Bukankah yang terjadi selama ini adalah kita mengajari mereka dengan menyalahkan tanpa memberi solusi? Bukankah yang terjadi selama ini juga kita menganggap mereka sebagai botol kosong yang selalu ingin diisi? Kita tidak pernah menempatkan mereka berposisi sebagai nuklir yang siap meledak karena letupan kecil. Kita bahkan mungkin tidak melaksanakan sebuah sistem pendidikan yang memanusiakan manusia.

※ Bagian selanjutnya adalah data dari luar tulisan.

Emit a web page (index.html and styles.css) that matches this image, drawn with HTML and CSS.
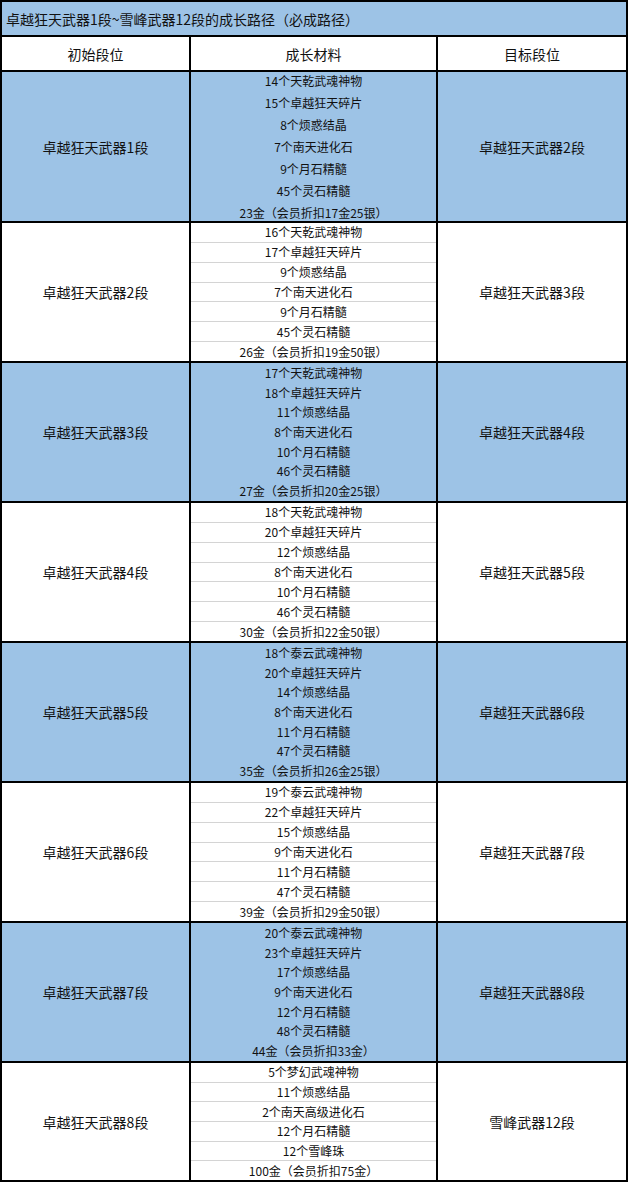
FILE: index.html
```html
<!DOCTYPE html>
<html lang="zh">
<head>
<meta charset="utf-8">
<title>成长路径</title>
<link rel="stylesheet" href="styles.css">
</head>
<body>
<div class="sheet">
  <div class="cell title">卓越狂天武器1段~雪峰武器12段的成长路径（必成路径）</div>
  <div class="cell head">初始段位</div>
  <div class="cell head">成长材料</div>
  <div class="cell head">目标段位</div>

  <div class="cell rank blue g-first">卓越狂天武器1段</div>
  <div class="cell mats spread blue g-first">
    <div class="mat">14个天乾武魂神物</div>
    <div class="mat">15个卓越狂天碎片</div>
    <div class="mat">8个烦惑结晶</div>
    <div class="mat">7个南天进化石</div>
    <div class="mat">9个月石精髓</div>
    <div class="mat">45个灵石精髓</div>
    <div class="mat">23金（会员折扣17金25银）</div>
  </div>
  <div class="cell rank blue g-first">卓越狂天武器2段</div>

  <div class="cell rank g-mid">卓越狂天武器2段</div>
  <div class="cell mats lined g-mid">
    <div class="mat">16个天乾武魂神物</div>
    <div class="mat">17个卓越狂天碎片</div>
    <div class="mat">9个烦惑结晶</div>
    <div class="mat">7个南天进化石</div>
    <div class="mat">9个月石精髓</div>
    <div class="mat">45个灵石精髓</div>
    <div class="mat">26金（会员折扣19金50银）</div>
  </div>
  <div class="cell rank g-mid">卓越狂天武器3段</div>

  <div class="cell rank blue g-mid">卓越狂天武器3段</div>
  <div class="cell mats blue g-mid">
    <div class="mat">17个天乾武魂神物</div>
    <div class="mat">18个卓越狂天碎片</div>
    <div class="mat">11个烦惑结晶</div>
    <div class="mat">8个南天进化石</div>
    <div class="mat">10个月石精髓</div>
    <div class="mat">46个灵石精髓</div>
    <div class="mat">27金（会员折扣20金25银）</div>
  </div>
  <div class="cell rank blue g-mid">卓越狂天武器4段</div>

  <div class="cell rank g-mid">卓越狂天武器4段</div>
  <div class="cell mats lined g-mid">
    <div class="mat">18个天乾武魂神物</div>
    <div class="mat">20个卓越狂天碎片</div>
    <div class="mat">12个烦惑结晶</div>
    <div class="mat">8个南天进化石</div>
    <div class="mat">10个月石精髓</div>
    <div class="mat">46个灵石精髓</div>
    <div class="mat">30金（会员折扣22金50银）</div>
  </div>
  <div class="cell rank g-mid">卓越狂天武器5段</div>

  <div class="cell rank blue g-mid">卓越狂天武器5段</div>
  <div class="cell mats blue g-mid">
    <div class="mat">18个泰云武魂神物</div>
    <div class="mat">20个卓越狂天碎片</div>
    <div class="mat">14个烦惑结晶</div>
    <div class="mat">8个南天进化石</div>
    <div class="mat">11个月石精髓</div>
    <div class="mat">47个灵石精髓</div>
    <div class="mat">35金（会员折扣26金25银）</div>
  </div>
  <div class="cell rank blue g-mid">卓越狂天武器6段</div>

  <div class="cell rank g-mid">卓越狂天武器6段</div>
  <div class="cell mats lined g-mid">
    <div class="mat">19个泰云武魂神物</div>
    <div class="mat">22个卓越狂天碎片</div>
    <div class="mat">15个烦惑结晶</div>
    <div class="mat">9个南天进化石</div>
    <div class="mat">11个月石精髓</div>
    <div class="mat">47个灵石精髓</div>
    <div class="mat">39金（会员折扣29金50银）</div>
  </div>
  <div class="cell rank g-mid">卓越狂天武器7段</div>

  <div class="cell rank blue g-mid">卓越狂天武器7段</div>
  <div class="cell mats blue g-mid">
    <div class="mat">20个泰云武魂神物</div>
    <div class="mat">23个卓越狂天碎片</div>
    <div class="mat">17个烦惑结晶</div>
    <div class="mat">9个南天进化石</div>
    <div class="mat">12个月石精髓</div>
    <div class="mat">48个灵石精髓</div>
    <div class="mat">44金（会员折扣33金）</div>
  </div>
  <div class="cell rank blue g-mid">卓越狂天武器8段</div>

  <div class="cell rank g-last">卓越狂天武器8段</div>
  <div class="cell mats lined g-last">
    <div class="mat">5个梦幻武魂神物</div>
    <div class="mat">11个烦惑结晶</div>
    <div class="mat">2个南天高级进化石</div>
    <div class="mat">12个月石精髓</div>
    <div class="mat">12个雪峰珠</div>
    <div class="mat">100金（会员折扣75金）</div>
  </div>
  <div class="cell rank g-last">雪峰武器12段</div>
</div>
</body>
</html>
```

FILE: styles.css
```css
html, body {
  margin: 0;
  padding: 0;
  background: #ffffff;
}

body {
  font-family: "Noto Sans CJK SC", "Noto Sans", sans-serif;
  color: #111111;
}

.sheet {
  display: grid;
  grid-template-columns: 189px 247px 190px;
  width: 626px;
  border-left: 2px solid #000;
  border-top: 2px solid #000;
}

.cell {
  box-sizing: border-box;
  border-right: 2px solid #000;
  border-bottom: 2px solid #000;
  background: #ffffff;
}

.blue {
  background: #9dc3e6;
}

.title {
  grid-column: 1 / 4;
  height: 35px;
  background: #9dc3e6;
  display: flex;
  align-items: center;
  padding-left: 4px;
  font-size: 14px;
  line-height: 1;
}

.head {
  height: 35px;
  display: flex;
  align-items: center;
  justify-content: center;
  font-size: 14px;
  line-height: 1;
}

.g-first { height: 151px; }
.g-mid { height: 140px; }
.g-last { height: 119px; }

.rank {
  display: flex;
  align-items: center;
  justify-content: center;
  font-size: 14px;
  line-height: 1;
}

.mats {
  display: flex;
  flex-direction: column;
}

.mat {
  flex: 1;
  display: flex;
  align-items: center;
  justify-content: center;
  font-size: 12px;
  line-height: 1;
}

.spread {
  justify-content: space-between;
}

.spread .mat {
  flex: none;
  height: 17px;
}

.lined .mat {
  border-bottom: 1px solid #d4d4d4;
}

.lined .mat:last-child {
  border-bottom: none;
}
```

Kini, tiba lagi masanya bagi Adik-adik kita masuk ke dunia baru. Bagi yang telah menamatkan sekolah di SMP, dia akan masuk ke dunia putih abu-abu. Bagi yang telah menamatkan sekolahnya di level SMU, kini tiba saat masuk dunia kampus. Dunia penuh kebebasan, dunia yang penuh dengan dinamika sosial yang lebih menjanjikan daripada masa mereka dahulu. Itu anggapan sementara. Tapi apakah mereka akan sepenuhnya merasakan happy ending setelah tahu kehidupan sebenarnya dalam dunia kampus?
Para senior sebenarnya bisa membantu mereka menghadapi masa transisi dengan cara yang lebih baik. Diantaranya adalah dengan melaksanakan sebuah taaruf yang lebih bijak pada lingkungan baru. Jika tahun kemarin Ospek sudah tidak dimuati lagi dengan kekerasan, maka tahun ini adalah kesempatan memberikan muatan religi yang lebih pada kegiatan sejenis. Ada beberapa contoh masa pengenalan yang sebenarnya perlu diacungi jempol. Beberapa jurusan di UI mengadakan ESQ Training sebagai pengisi masa Ospek. Beberapa sekolah juga mengadakan Pesantren Kilat. Ini tentu lebih bermakna bagi adik-adik daripada kegiatan MOS ataupun Ospek yang selama ini menjadi momok bagi sebagian orang. Ajang berbuat kekerasan, berbuat irasional, gak masuk akal.
Kini saatnya kita menyadari, pendidikan hanya akan berhasil ketika didapatkan dengan kebebasan, bukan dengan paksaan.